The heat map shows percentage changes of major currencies against each other. The base currency is picked from the left column, while the quote currency is picked from the top row. For example, if you pick the US Dollar from the left column and move along the horizontal line to the Japanese Yen, the percentage change displayed in the box will represent USD (base)/JPY (quote).

Following Thursday's upsurge, EUR/USD retreated Friday but managed to post small gains for the week. In the early European session on Monday, the pair stays in a consolidation phase above 1.0750.

After falling to its lowest level in two weeks below 1.2450 on Thursday, GBP/USD reversed its direction and closed the week above 1.2500. The pair moves up and down in a narrow band above that level to start the new week. The UK's Office for National Statistics will release labor market data early Tuesday.

The data from Australia showed in the Asian session that National Australia Bank's Business Conditions Index edged lower to 7 in April from 9 in March, while the Business Confidence Index remained unchanged at 1. AUD/USD showed no reaction to these figures and was last seen moving sideways near 0.6600. Over the weekend, the National Bureau of Statistics of China reported that the Consumer Price Index (CPI) rose 0.3% on a yearly basis in April, surpassing the market expectation and March's increase of 0.1%. 

Australian Dollar holds ground around a psychological level, awaits Aussie Budget Release.

USD/JPY trades slightly below 156.00 after rising nearly 2% in the previous week. In the early Asian trading hours of the Asian session on Tuesday, the Producer Price Index for April will be featured in the Japanese economic calendar.

Gold gained 2.5% and snapped a two-week losing streak. XAU/USD stages a downward correction early Monday and trades at around $2,350. 

Gold price loses traction, eyes on Fedspeak.

Fed FAQs

Monetary policy in the US is shaped by the Federal Reserve (Fed). The Fed has two mandates: to achieve price stability and foster full employment. Its primary tool to achieve these goals is by adjusting interest rates. When prices are rising too quickly and inflation is above the Fed’s 2% target, it raises interest rates, increasing borrowing costs throughout the economy.

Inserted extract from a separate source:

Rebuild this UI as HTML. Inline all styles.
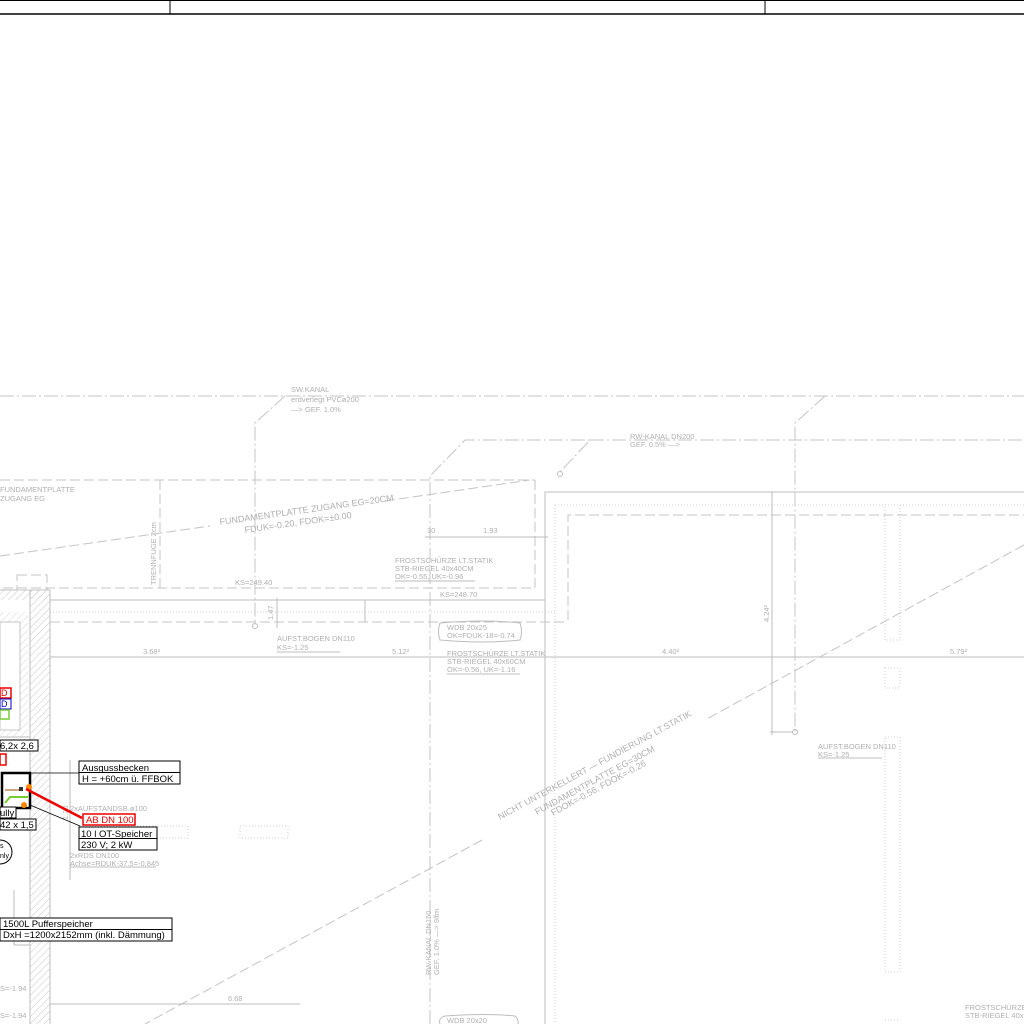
<!DOCTYPE html>
<html><head><meta charset="utf-8"><style>
html,body{margin:0;padding:0;background:#fff;width:1024px;height:1024px;overflow:hidden}
svg{display:block}
.g{stroke:#bdbdbd;stroke-width:1;fill:none}
.d{stroke:#c4c4c4;stroke-width:1;fill:none;stroke-dasharray:10 4}
.dd{stroke:#c4c4c4;stroke-width:1;fill:none;stroke-dasharray:14 3 2 3}
.dt{stroke:#cfcfcf;stroke-width:1;fill:none;stroke-dasharray:1 2}
text{font-family:"Liberation Sans",sans-serif}
.t{fill:#b0b0b0;font-size:7.5px}
.k{fill:#000;font-size:9.5px}
</style></head><body>
<svg width="1024" height="1024" viewBox="0 0 1024 1024" xmlns="http://www.w3.org/2000/svg">
<defs>
<pattern id="h" width="5" height="5" patternUnits="userSpaceOnUse" patternTransform="rotate(45)">
<line x1="0" y1="0" x2="0" y2="5" stroke="#c8c8c8" stroke-width="1"/></pattern>
</defs>
<!-- title strip -->
<line x1="0" y1="0.5" x2="1024" y2="0.5" stroke="#000"/>
<line x1="0" y1="14" x2="1024" y2="14" stroke="#000" stroke-width="1.5"/>
<line x1="170" y1="0" x2="170" y2="14" stroke="#000"/>
<line x1="765" y1="0" x2="765" y2="14" stroke="#000"/>

<!-- top dashdot line -->
<line class="dd" x1="0" y1="396" x2="1024" y2="396"/>
<!-- sw kanal -->
<polyline class="dd" points="285,396 255,423 255,625"/>
<text class="t" x="291" y="392">SW.KANAL</text>
<text class="t" x="291" y="402">erdverlegt PVCø200</text>
<text class="t" x="291" y="412">—&gt; GEF. 1.0%</text>
<polyline class="dd" points="825,396 795,423 795,732"/>
<!-- RW kanal -->
<polyline class="dd" points="430,1024 430,476 465,440 590,440 560,472"/>
<circle cx="560" cy="474" r="2.5" class="g"/>
<line class="dd" x1="590" y1="440" x2="1024" y2="440"/>
<text class="t" x="630" y="439">RW-KANAL DN200</text>
<text class="t" x="630" y="447">GEF. 0.5% —&gt;</text>

<!-- fundament zugang dashed rect -->
<line class="d" x1="0" y1="480" x2="535" y2="480"/>
<polyline class="d" points="535,480 535,588 0,588"/>
<line class="d" x1="160" y1="480" x2="160" y2="588"/>
<text class="t" transform="translate(156,585) rotate(-90)">TRENNFUGE 2cm</text>
<text class="t" x="0" y="492">FUNDAMENTPLATTE</text>
<text class="t" x="0" y="501">ZUGANG EG</text>
<line class="d" x1="0" y1="556" x2="210" y2="526"/>
<line class="d" x1="385" y1="501" x2="530" y2="480"/>
<text class="t" transform="translate(220,525) rotate(-8)" style="font-size:9px">FUNDAMENTPLATTE ZUGANG EG=20CM</text>
<text class="t" transform="translate(245,533) rotate(-8)" style="font-size:9px">FDUK=-0.20, FDOK=±0.00</text>

<!-- right big rects -->
<polyline class="g" points="545,1024 545,492 1024,492"/>
<polyline class="d" points="568,620 568,515 1024,515"/>
<line class="dt" x1="555" y1="505" x2="1024" y2="505"/>
<line class="dt" x1="555" y1="505" x2="555" y2="1024"/>
<!-- horizontal band -->
<line class="g" x1="50" y1="600" x2="545" y2="600"/>
<line class="dt" x1="50" y1="612" x2="555" y2="612"/>
<line class="d" x1="50" y1="622" x2="568" y2="622"/>
<line class="g" x1="365" y1="600" x2="365" y2="622"/>
<text class="t" x="235" y="585">KS=249.40</text>
<text class="t" x="440" y="597">KS=248.70</text>
<!-- dims -->
<line class="g" x1="425" y1="537" x2="548" y2="537"/>
<text class="t" x="427" y="533">30</text>
<text class="t" x="483" y="533">1.93</text>
<text class="t" x="395" y="563">FROSTSCHÜRZE LT.STATIK</text>
<text class="t" x="395" y="571">STB-RIEGEL 40x40CM</text>
<text class="t" x="395" y="579">OK=-0.55, UK=-0.96</text>
<line class="g" x1="395" y1="581" x2="475" y2="581"/>
<circle cx="255" cy="626" r="2.5" class="g"/>
<line class="g" x1="277" y1="598" x2="277" y2="628"/>
<text class="t" transform="translate(273,620) rotate(-90)">1.47</text>
<text class="t" x="277" y="641">AUFST.BOGEN DN110</text>
<text class="t" x="277" y="650">KS=-1.25</text>
<line class="g" x1="277" y1="652" x2="340" y2="652"/>
<path class="g" d="M440 623 Q437 632 440 640 Q485 644 520 640 Q523 632 520 623 Q485 619 440 623Z"/>
<text class="t" x="447" y="630">WDB 20x25</text>
<text class="t" x="447" y="638">OK=FDUK-18=-0.74</text>
<text class="t" x="447" y="656">FROSTSCHÜRZE LT.STATIK</text>
<text class="t" x="447" y="664">STB-RIEGEL 40x60CM</text>
<text class="t" x="447" y="672">OK=-0.56, UK=-1.16</text>
<line class="g" x1="447" y1="674" x2="520" y2="674"/>

<!-- main dim line -->
<line class="g" x1="50" y1="657" x2="1024" y2="657"/>
<text class="t" x="143" y="654">3.68²</text>
<text class="t" x="392" y="654">5.12²</text>
<text class="t" x="662" y="654">4.40²</text>
<text class="t" x="950" y="654">5.79²</text>
<line class="g" x1="772" y1="492" x2="772" y2="735"/>
<text class="t" transform="translate(769,622) rotate(-90)">4.24²</text>
<circle cx="795" cy="732" r="2.5" class="g"/>
<line class="g" x1="770" y1="732" x2="792" y2="732"/>
<text class="t" x="818" y="749">AUFST.BOGEN DN110</text>
<text class="t" x="818" y="757">KS=-1.25</text>
<line class="g" x1="818" y1="758" x2="882" y2="758"/>
<rect class="dt" x="885" y="505" width="15" height="135"/>
<rect class="dt" x="885" y="668" width="15" height="20"/>
<rect class="dt" x="885" y="737" width="15" height="235"/>
<line class="dt" x1="885" y1="1020" x2="900" y2="1020"/>

<!-- diagonal dashed big -->
<line class="d" x1="1024" y1="545" x2="705" y2="720"/>
<line class="d" x1="482" y1="840" x2="145" y2="1024"/>
<text class="t" transform="translate(500,820) rotate(-28.5)" style="font-size:9px">NICHT UNTERKELLERT — FUNDIERUNG LT.STATIK</text>
<text class="t" transform="translate(537,815) rotate(-28.5)" style="font-size:9px">FUNDAMENTPLATTE EG=30CM</text>
<text class="t" transform="translate(553,816) rotate(-28.5)" style="font-size:9px">FDOK=-0.56, FDOK=-0.26</text>
<text class="t" transform="translate(431,975) rotate(-90)">RW-KANAL DN150</text>
<text class="t" transform="translate(439,975) rotate(-90)">GEF. 1.0% —&gt; 9lfm</text>
<path class="g" d="M440 1024 Q438 1018 445 1016 Q485 1013 515 1016 Q519 1020 518 1024"/>
<text class="t" x="447" y="1023">WDB 20x20</text>
<text class="t" x="965" y="1010">FROSTSCHÜRZE LT.STATIK</text>
<text class="t" x="965" y="1018">STB-RIEGEL 40x60</text>
<line class="g" x1="50" y1="1004" x2="300" y2="1004"/>
<text class="t" x="228" y="1001">6.68</text>

<!-- left wall -->
<rect x="30" y="590" width="20" height="434" fill="url(#h)"/>
<line class="g" x1="30" y1="590" x2="30" y2="1024"/>
<line class="g" x1="50" y1="590" x2="50" y2="1024"/>
<rect x="0" y="590" width="50" height="10" fill="url(#h)"/>
<line class="g" x1="0" y1="590" x2="50" y2="590"/>
<rect x="0" y="612" width="28" height="125" fill="url(#h)" opacity="0.8"/>
<rect x="0" y="622" width="20" height="108" fill="#fff" stroke="#c4c4c4"/>
<rect class="d" x="17" y="575" width="30" height="15"/>
<line class="g" x1="0" y1="737" x2="30" y2="737"/>
<line class="g" x1="70" y1="760" x2="70" y2="880"/>
<text class="t" transform="translate(68,820) rotate(-90)">1.20</text>
<rect class="dt" x="80" y="826" width="108" height="12"/>
<rect class="dt" x="240" y="826" width="48" height="12"/>
<line class="g" x1="14" y1="890" x2="14" y2="945"/>
<line class="g" x1="14" y1="945" x2="30" y2="945"/>
<text class="t" x="70" y="811">2xAUFSTANDSB.ø100</text>
<text class="t" x="70" y="858">2xRDS DN100</text>
<text class="t" x="70" y="866">Achse=RDUK-37.5=-0.845</text>
<line class="g" x1="70" y1="867" x2="156" y2="867"/>
<text class="t" x="0" y="991">S=-1.94</text>
<text class="t" x="0" y="1018">S=-1.94</text>
<circle cx="0" cy="852" r="12" fill="none" stroke="#000"/>
<text class="k" x="0" y="848" style="font-size:7px">s</text>
<text class="k" x="0" y="858" style="font-size:7px">nly</text>

<!-- colored labels left -->
<rect x="0" y="688" width="11" height="10" fill="#fff" stroke="#e00" stroke-width="1.5"/>
<text x="1" y="696" style="font-size:9px;fill:#e00">D</text>
<rect x="0" y="699" width="11" height="10" fill="#fff" stroke="#00c" stroke-width="1"/>
<text x="1" y="707" style="font-size:9px;fill:#00c">D</text>
<rect x="0" y="710" width="9" height="9" fill="none" stroke="#7c3" stroke-width="1.5"/>

<rect x="0" y="740" width="38" height="11" fill="#fff" stroke="#000"/>
<text class="k" x="0" y="749">6,2x 2,6</text>
<rect x="0" y="754" width="6" height="11" fill="#fff" stroke="#e00" stroke-width="1.5"/>
<!-- fixture -->
<rect x="2" y="773" width="28" height="35" fill="none" stroke="#000" stroke-width="2.5"/>
<line x1="5" y1="790" x2="22" y2="790" stroke="#b85" stroke-width="1.5"/>
<rect x="19" y="787" width="4" height="4" fill="#333"/>
<polyline points="5,803 10,797 28,797" fill="none" stroke="#7c3" stroke-width="2"/>
<circle cx="29" cy="787" r="3" fill="#f80"/>
<circle cx="24" cy="805" r="3" fill="#f80"/>
<line x1="26" y1="789" x2="82" y2="818" stroke="#e00" stroke-width="2.5"/>
<line x1="30" y1="773" x2="80" y2="773" stroke="#000" stroke-width="0.8"/>
<line x1="30" y1="805" x2="80" y2="826" stroke="#000" stroke-width="0.8"/>
<rect x="0" y="807" width="16" height="11" fill="#fff" stroke="#000"/>
<text class="k" x="0" y="816">ully</text>
<rect x="0" y="819" width="36" height="11" fill="#fff" stroke="#000"/>
<text class="k" x="0" y="828">42 x 1,5</text>

<rect x="79" y="761" width="101" height="23" fill="#fff" stroke="#000"/>
<line x1="79" y1="772.5" x2="180" y2="772.5" stroke="#000"/>
<text class="k" x="82" y="771">Ausgussbecken</text>
<text class="k" x="82" y="782">H = +60cm ü. FFBOK</text>
<rect x="83" y="814" width="52" height="11" fill="#fff" stroke="#e00" stroke-width="1.5"/>
<text x="86" y="823" style="font-size:9.5px;fill:#e00">AB DN 100</text>
<rect x="79" y="827" width="78" height="23" fill="#fff" stroke="#000"/>
<line x1="79" y1="838.5" x2="157" y2="838.5" stroke="#000"/>
<text class="k" x="81" y="837">10 l OT-Speicher</text>
<text class="k" x="81" y="848">230 V; 2 kW</text>

<rect x="0" y="918" width="172" height="23" fill="#fff" stroke="#000"/>
<line x1="0" y1="929.5" x2="172" y2="929.5" stroke="#000"/>
<text class="k" x="3" y="927">1500L Pufferspeicher</text>
<text class="k" x="3" y="938">DxH =1200x2152mm (inkl. Dämmung)</text>
</svg>
</body></html>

This results in a stronger US Dollar (USD) as it makes the US a more attractive place for international investors to park their money. When inflation falls below 2% or the Unemployment Rate is too high, the Fed may lower interest rates to encourage borrowing, which weighs on the Greenback.

The Federal Reserve (Fed) holds eight policy meetings a year, where the Federal Open Market Committee (FOMC) assesses economic conditions and makes monetary policy decisions. The FOMC is attended by twelve Fed officials – the seven members of the Board of Governors, the president of the Federal Reserve Bank of New York, and four of the remaining eleven regional Reserve Bank presidents, who serve one-year terms on a rotating basis.

In extreme situations, the Federal Reserve may resort to a policy named Quantitative Easing (QE). QE is the process by which the Fed substantially increases the flow of credit in a stuck financial system. It is a non-standard policy measure used during crises or when inflation is extremely low. It was the Fed’s weapon of choice during the Great Financial Crisis in 2008. It involves the Fed printing more Dollars and using them to buy high grade bonds from financial institutions. QE usually weakens the US Dollar.

Quantitative tightening (QT) is the reverse process of QE, whereby the Federal Reserve stops buying bonds from financial institutions and does not reinvest the principal from the bonds it holds maturing, to purchase new bonds. It is usually positive for the value of the US Dollar.